If Senate cuts weren’t bad enough, Kaufmann says Republicans now have gone to “a new level of violence” in stripping food stamps from the farm bill. But food stamp appropriations aren’t tied to the Sept. 30 deadline to pass the farm bill. While it’s almost certain Republicans will be looking to overhaul the program—if they don’t settle for status quo like they did with farm subsidies—no benefits end if Congress does nothing.
Kaufmann also said just one cent on every dollar of SNAP is lost to fraud. But data for that one cent are from 2008, before the program grew by 70 percent. And if he read closely, he would have seen that one cent is only the fraud through “trafficking,” or liquidating benefits for cash.
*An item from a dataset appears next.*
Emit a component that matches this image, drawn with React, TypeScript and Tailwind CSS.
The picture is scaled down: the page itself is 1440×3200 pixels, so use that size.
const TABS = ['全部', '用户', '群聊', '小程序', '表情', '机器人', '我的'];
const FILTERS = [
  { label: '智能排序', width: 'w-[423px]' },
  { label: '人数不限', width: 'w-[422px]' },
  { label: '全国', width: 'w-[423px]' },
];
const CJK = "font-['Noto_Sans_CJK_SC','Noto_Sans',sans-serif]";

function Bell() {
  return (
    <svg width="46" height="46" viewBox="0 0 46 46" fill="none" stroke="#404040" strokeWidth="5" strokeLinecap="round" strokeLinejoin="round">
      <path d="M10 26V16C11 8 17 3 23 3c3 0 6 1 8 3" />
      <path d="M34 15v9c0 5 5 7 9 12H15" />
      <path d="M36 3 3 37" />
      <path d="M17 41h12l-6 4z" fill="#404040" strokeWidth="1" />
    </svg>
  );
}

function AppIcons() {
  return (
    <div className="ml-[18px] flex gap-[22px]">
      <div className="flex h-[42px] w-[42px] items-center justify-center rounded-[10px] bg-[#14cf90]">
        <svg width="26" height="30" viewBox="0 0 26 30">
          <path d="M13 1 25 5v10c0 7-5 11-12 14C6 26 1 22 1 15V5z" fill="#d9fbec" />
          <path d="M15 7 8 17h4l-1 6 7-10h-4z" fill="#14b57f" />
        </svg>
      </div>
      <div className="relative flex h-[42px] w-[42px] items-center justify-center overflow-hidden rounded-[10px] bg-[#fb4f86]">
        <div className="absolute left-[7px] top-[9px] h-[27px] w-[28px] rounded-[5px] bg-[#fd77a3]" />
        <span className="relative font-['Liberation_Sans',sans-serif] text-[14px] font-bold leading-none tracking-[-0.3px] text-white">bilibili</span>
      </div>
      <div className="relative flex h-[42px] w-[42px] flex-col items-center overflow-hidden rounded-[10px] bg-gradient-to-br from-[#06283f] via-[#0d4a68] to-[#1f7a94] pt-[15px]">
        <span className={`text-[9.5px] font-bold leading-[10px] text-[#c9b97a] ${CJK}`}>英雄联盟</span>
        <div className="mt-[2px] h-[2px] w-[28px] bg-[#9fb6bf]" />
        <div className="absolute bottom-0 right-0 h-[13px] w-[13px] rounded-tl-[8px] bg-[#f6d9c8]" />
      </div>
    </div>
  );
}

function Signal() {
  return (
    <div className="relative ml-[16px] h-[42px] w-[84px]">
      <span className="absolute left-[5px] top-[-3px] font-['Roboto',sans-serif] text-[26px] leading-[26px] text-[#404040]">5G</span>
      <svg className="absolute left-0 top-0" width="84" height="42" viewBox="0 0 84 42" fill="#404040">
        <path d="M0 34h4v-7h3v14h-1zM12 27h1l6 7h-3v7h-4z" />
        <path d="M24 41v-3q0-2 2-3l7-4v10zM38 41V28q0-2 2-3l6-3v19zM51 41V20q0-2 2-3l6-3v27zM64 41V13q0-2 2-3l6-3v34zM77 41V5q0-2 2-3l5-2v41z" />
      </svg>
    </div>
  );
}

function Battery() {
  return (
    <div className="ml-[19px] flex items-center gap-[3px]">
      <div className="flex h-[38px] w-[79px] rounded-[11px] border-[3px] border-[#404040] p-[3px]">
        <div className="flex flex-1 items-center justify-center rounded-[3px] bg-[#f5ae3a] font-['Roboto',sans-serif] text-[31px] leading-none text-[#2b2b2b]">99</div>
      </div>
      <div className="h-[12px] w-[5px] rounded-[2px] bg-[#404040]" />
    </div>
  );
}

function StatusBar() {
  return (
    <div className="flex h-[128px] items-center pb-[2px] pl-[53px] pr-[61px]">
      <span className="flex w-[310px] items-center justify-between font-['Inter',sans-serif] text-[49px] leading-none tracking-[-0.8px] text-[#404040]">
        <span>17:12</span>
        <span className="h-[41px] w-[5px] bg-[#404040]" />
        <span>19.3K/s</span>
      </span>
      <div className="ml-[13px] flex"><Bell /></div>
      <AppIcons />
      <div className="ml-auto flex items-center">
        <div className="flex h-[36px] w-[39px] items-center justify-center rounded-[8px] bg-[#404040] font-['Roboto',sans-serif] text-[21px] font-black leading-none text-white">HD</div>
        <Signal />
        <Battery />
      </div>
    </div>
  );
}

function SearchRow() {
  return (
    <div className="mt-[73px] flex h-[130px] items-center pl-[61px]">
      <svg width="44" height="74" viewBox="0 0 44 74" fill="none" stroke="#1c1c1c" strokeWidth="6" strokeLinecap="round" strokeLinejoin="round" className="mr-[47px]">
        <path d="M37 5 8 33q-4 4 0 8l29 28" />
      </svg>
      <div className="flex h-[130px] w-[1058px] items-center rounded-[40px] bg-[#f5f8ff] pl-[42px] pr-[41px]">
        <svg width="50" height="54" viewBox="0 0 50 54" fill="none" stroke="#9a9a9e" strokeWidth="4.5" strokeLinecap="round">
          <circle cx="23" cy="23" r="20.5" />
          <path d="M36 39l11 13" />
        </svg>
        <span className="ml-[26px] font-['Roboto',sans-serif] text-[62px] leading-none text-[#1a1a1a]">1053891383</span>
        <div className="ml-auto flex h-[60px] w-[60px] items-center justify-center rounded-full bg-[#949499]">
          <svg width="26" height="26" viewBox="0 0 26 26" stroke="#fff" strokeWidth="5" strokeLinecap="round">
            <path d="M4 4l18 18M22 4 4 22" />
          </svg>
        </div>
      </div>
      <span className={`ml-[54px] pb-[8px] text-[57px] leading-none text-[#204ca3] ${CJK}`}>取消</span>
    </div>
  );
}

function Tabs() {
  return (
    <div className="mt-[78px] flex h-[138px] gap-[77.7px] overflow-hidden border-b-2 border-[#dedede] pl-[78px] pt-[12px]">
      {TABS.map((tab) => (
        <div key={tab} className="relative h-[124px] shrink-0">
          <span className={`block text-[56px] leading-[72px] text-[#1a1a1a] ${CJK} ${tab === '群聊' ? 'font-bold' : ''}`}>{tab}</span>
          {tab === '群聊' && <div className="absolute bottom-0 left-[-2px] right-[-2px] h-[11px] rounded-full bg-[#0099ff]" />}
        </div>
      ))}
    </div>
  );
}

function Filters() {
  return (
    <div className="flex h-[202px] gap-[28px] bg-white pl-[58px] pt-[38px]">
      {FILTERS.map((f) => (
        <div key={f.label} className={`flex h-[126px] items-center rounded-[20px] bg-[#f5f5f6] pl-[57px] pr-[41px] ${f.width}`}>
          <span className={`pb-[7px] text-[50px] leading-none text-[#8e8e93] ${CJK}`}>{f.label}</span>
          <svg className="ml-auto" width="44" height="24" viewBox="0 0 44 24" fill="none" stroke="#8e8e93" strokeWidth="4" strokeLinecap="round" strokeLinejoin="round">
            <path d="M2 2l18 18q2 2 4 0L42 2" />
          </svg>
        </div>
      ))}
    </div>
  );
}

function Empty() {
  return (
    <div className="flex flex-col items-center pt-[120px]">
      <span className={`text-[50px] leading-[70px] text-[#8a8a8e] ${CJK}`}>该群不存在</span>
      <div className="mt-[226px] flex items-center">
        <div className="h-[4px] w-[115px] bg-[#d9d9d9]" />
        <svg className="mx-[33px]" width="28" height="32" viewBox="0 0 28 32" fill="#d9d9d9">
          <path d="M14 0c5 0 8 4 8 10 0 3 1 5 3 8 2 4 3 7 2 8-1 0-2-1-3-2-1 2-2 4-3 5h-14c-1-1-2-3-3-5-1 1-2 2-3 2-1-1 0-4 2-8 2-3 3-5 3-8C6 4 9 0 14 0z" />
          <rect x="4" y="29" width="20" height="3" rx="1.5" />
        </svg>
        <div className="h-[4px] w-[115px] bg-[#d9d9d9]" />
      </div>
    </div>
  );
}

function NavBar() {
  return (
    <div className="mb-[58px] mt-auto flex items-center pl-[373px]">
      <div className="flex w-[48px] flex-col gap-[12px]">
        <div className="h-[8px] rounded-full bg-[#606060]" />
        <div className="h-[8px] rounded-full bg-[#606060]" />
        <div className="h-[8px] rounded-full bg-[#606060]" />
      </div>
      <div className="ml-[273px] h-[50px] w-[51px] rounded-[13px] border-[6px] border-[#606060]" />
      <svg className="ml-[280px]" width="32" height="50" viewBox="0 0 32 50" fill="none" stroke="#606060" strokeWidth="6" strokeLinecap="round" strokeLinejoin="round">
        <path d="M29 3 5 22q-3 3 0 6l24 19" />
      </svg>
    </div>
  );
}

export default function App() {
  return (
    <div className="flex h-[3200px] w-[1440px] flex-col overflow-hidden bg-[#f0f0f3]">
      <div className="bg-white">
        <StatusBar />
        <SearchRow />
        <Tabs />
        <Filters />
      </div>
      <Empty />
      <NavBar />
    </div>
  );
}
For Kaufmann and those who think government can solve poverty, everyone living paycheck to paycheck is “at risk” and should be given federally funded wiggle room. People like Kaufman endorse the “safety net” while encouraging—even pushing—those teetering to quit trying and just jump. He’s right that benefits can be somewhat meager—about $4.45 per day. But Kaufmann decries shortcomings of programs that must work from formulas, not individual situations. And when he sees benefits failing the truly needy on the individual level, suddenly the formula isn’t being pushed enough.
Kaufmann has a point, though: Cutting programs without changing the charity culture can cause more harm than good. Conservatives in their comfy suburbs shouldn’t decry government spending if they aren’t willing to devote some time to helping those in poor areas—an easy way to end welfare-encouraged economic segregation.
The food stamp program is bloated. That much is certain. But conservatives can use the doctrine of individual responsibility as an excuse to withhold a helping hand from willing recipients. And liberals can fight hard to have government take care of their neighbors. Neither is right.